Set out each line from the following listing that includes the word "index".

==== RECORDS PROVIDED

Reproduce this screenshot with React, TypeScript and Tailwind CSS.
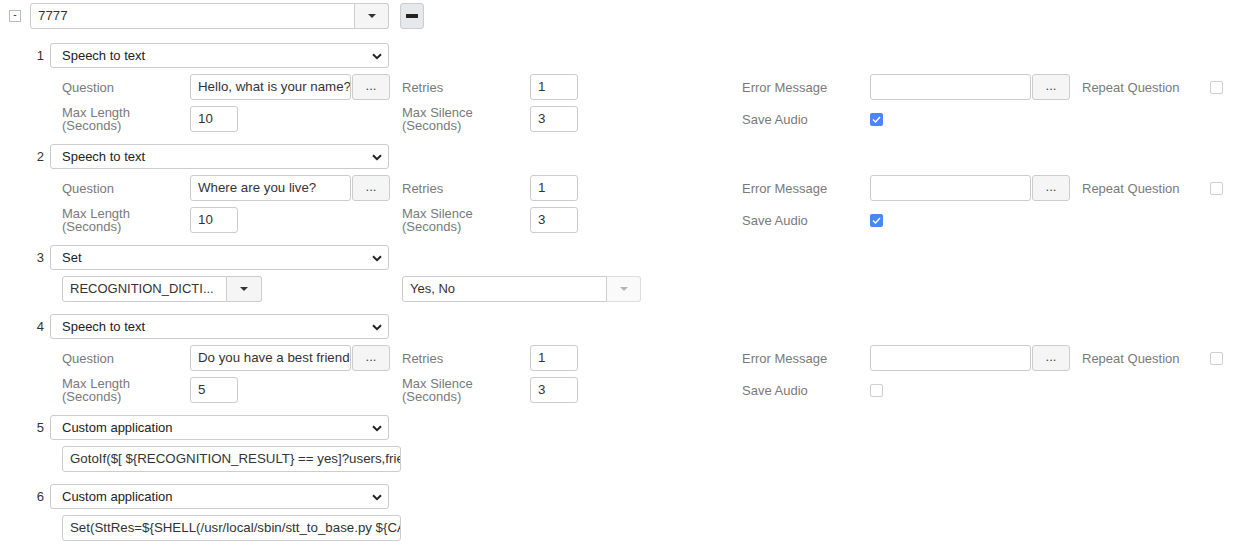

========
==== RECORDS PROVIDED

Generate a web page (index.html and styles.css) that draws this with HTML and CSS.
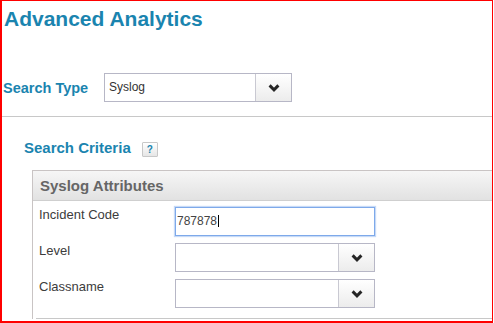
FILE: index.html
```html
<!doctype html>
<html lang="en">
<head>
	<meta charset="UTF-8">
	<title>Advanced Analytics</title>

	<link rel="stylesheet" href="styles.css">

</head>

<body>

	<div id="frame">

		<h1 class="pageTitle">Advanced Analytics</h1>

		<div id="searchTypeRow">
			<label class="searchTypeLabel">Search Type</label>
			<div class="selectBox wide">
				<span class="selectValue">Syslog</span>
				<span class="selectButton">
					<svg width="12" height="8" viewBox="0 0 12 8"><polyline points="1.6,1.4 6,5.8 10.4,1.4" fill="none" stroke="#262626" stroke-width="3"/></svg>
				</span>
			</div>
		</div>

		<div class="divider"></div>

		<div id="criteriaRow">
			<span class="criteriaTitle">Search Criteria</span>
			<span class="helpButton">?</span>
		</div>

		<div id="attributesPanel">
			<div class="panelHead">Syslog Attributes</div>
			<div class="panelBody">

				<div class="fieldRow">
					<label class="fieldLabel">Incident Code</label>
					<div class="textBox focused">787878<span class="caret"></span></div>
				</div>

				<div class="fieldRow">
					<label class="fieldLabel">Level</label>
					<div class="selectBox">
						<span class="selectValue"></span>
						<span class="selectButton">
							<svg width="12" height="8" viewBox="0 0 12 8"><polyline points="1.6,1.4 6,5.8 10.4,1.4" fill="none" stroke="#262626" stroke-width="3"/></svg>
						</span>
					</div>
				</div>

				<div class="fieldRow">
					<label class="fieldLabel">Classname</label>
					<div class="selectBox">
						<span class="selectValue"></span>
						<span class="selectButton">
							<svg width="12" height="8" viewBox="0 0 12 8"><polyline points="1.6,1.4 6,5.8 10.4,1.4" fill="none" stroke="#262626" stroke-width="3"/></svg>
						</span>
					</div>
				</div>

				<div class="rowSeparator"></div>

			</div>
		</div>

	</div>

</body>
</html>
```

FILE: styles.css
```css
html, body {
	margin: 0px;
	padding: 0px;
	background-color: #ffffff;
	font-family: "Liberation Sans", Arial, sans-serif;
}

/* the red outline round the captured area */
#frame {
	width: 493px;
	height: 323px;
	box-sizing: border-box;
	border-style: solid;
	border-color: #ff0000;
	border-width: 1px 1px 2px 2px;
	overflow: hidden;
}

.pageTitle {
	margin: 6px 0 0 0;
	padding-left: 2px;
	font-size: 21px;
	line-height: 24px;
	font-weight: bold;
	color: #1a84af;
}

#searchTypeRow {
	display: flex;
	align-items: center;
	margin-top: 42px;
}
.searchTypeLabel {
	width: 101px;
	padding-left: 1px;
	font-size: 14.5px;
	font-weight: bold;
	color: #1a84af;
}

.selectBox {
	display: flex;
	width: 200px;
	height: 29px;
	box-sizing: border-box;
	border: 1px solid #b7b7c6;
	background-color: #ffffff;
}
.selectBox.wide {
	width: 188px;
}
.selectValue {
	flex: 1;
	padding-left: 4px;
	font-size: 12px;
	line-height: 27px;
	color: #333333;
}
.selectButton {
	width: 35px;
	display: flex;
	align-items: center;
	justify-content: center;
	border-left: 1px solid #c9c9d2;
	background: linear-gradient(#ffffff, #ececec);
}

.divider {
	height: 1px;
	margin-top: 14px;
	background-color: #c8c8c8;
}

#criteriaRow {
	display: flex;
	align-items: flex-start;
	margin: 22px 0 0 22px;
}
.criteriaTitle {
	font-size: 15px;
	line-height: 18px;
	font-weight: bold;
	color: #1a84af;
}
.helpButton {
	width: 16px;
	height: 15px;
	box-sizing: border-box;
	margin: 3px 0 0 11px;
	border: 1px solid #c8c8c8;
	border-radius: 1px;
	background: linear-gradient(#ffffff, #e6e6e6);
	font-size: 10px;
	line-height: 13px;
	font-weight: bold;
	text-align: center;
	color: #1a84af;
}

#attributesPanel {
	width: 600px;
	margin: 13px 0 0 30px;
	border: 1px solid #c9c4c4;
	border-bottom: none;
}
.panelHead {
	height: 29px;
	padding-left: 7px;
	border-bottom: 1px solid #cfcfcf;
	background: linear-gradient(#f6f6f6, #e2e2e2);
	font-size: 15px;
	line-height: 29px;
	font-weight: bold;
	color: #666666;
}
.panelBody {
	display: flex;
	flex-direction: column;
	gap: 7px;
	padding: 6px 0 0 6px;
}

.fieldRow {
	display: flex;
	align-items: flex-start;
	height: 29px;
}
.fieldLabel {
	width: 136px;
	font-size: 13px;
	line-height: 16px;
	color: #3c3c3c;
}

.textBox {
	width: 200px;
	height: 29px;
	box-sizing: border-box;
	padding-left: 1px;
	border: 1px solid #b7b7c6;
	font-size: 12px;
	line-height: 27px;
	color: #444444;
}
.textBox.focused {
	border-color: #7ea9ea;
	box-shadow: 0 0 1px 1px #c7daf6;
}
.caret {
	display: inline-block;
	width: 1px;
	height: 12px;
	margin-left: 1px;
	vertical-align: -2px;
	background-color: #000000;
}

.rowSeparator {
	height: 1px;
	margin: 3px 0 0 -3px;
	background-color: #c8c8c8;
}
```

========
==== RECORDS PROVIDED

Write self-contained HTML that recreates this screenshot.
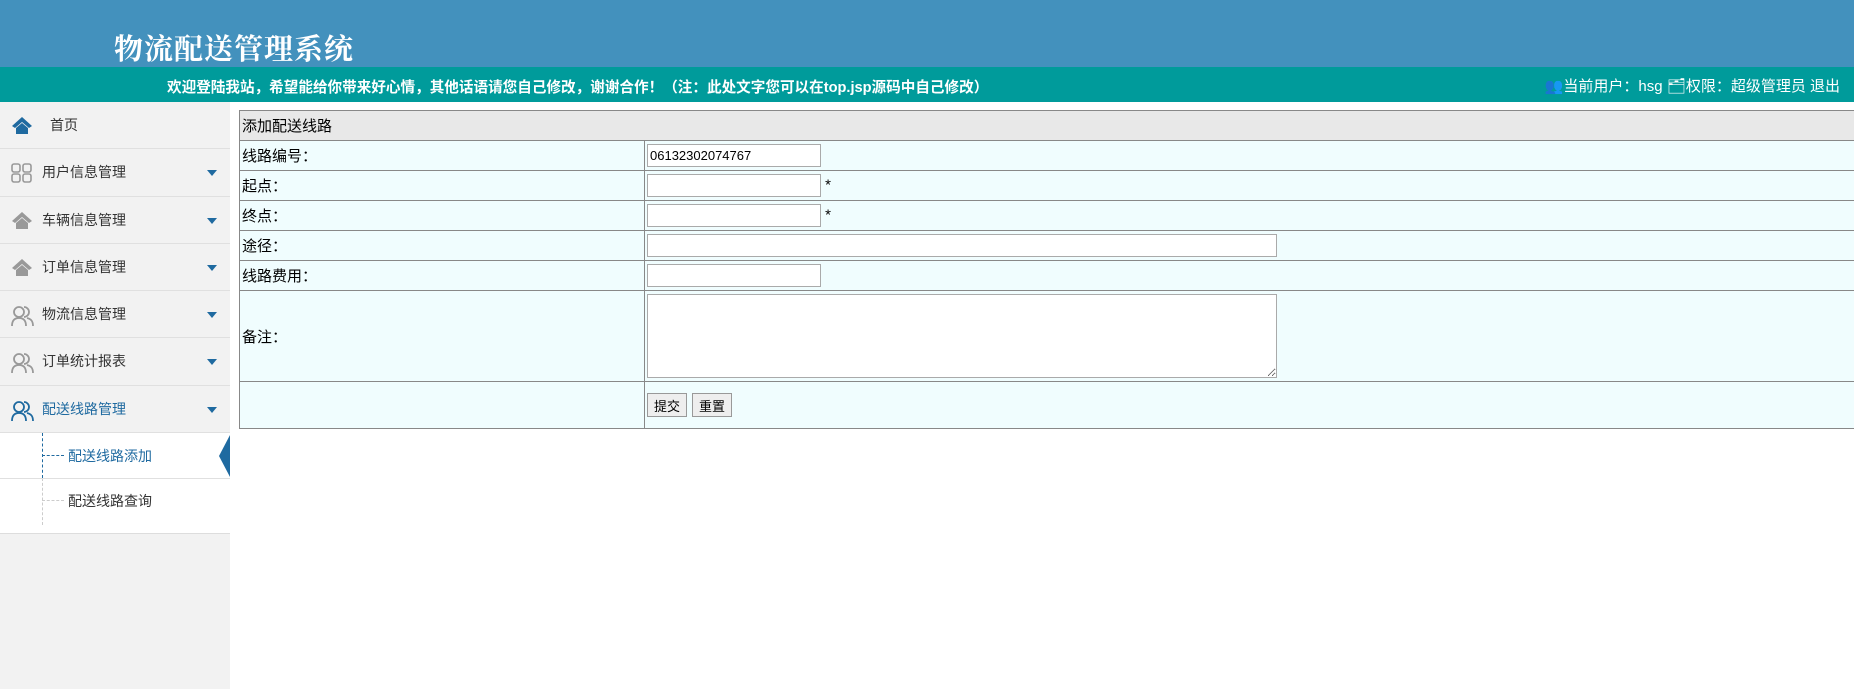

========

_TASK OUTPUT_
Generate a web page (index.html and styles.css) that draws this with HTML and CSS.
FILE: index.html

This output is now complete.